Lastly, “Immortal” carries that same heavy, softness to it that “Happy” does. It speaks about wanting to leave a lasting impression on the world, wanting to be remembered, and having a reason to live. This is a beautiful track, an excellent way to end the album, and it’s both mournful and celebratory. When you listen to the album on repeat (as I did) this also leads perfectly back into “Happy” so it comes full circle.
If I had to create a genre for Marina and the Diamond’s work it would be called tragedy-pop, because while the songs are often upbeat and have a catchy hook the lyrics always reveal a deeper theme or meaning that isn’t present in a lot of today’s music. Marina’s range and ability to convey every emotion with her voice are some of her strongest abilities, but it’s also worthwhile to note that she wrote every single song on this album. That’s another thing that makes her unique in this collaboration world, and I love her for it.

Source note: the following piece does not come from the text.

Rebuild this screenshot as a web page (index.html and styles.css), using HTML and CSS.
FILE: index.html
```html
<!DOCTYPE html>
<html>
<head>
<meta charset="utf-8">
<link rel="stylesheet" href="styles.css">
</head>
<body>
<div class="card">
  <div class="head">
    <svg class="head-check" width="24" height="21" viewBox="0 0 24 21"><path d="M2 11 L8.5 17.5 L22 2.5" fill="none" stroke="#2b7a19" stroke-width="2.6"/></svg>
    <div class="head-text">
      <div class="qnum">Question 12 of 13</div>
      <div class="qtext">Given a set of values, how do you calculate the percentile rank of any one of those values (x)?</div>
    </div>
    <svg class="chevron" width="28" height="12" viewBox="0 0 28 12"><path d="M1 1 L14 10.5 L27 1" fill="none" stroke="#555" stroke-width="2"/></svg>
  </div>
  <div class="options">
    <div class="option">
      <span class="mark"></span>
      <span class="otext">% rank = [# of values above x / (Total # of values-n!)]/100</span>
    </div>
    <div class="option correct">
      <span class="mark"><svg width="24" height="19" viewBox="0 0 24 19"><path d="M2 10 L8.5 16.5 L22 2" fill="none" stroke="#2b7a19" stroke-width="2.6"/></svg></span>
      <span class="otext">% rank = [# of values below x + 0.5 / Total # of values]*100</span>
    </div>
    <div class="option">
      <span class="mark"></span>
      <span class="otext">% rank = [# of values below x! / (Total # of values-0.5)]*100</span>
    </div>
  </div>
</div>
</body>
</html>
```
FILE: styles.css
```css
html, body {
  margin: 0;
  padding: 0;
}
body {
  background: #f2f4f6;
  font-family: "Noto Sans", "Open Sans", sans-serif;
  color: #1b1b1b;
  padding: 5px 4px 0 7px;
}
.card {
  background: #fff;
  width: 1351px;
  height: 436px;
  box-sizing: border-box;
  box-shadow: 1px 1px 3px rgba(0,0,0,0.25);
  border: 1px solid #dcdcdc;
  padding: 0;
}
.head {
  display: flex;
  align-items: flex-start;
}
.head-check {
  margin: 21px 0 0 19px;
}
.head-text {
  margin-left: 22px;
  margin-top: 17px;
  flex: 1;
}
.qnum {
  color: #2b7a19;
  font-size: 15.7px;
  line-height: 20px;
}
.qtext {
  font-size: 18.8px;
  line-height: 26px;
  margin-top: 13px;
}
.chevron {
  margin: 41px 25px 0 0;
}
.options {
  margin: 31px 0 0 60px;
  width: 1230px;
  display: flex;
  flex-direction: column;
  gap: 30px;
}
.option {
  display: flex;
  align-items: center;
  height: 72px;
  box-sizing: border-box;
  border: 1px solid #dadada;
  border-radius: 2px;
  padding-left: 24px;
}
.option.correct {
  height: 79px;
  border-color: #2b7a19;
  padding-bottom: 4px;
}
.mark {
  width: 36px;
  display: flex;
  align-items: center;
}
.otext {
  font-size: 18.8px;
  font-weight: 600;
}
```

Do I recommend this album? Yes. Definitely. But I think to fully understand and appreciate Marina’s work on this album you have to go back to Family Jewels and work your way up to this, because it shows how much she’s changed not only as an artist but also as a person struggling to make it and be happy in today’s music industry.
Best Song: “Happy” because a lot of people have commented on how it’s helped them with their depression and I’d have to agree. It’s also a beautiful song, a wonderful album opener, and an attention getter.
Least Best Song: “Gold” because while I appreciate and like its message, it’s one of the tracks that I just listen to instead of jamming or feeling. It lacks a lot of the emotion or energy that’s present in the other songs, even if it’s still a good track.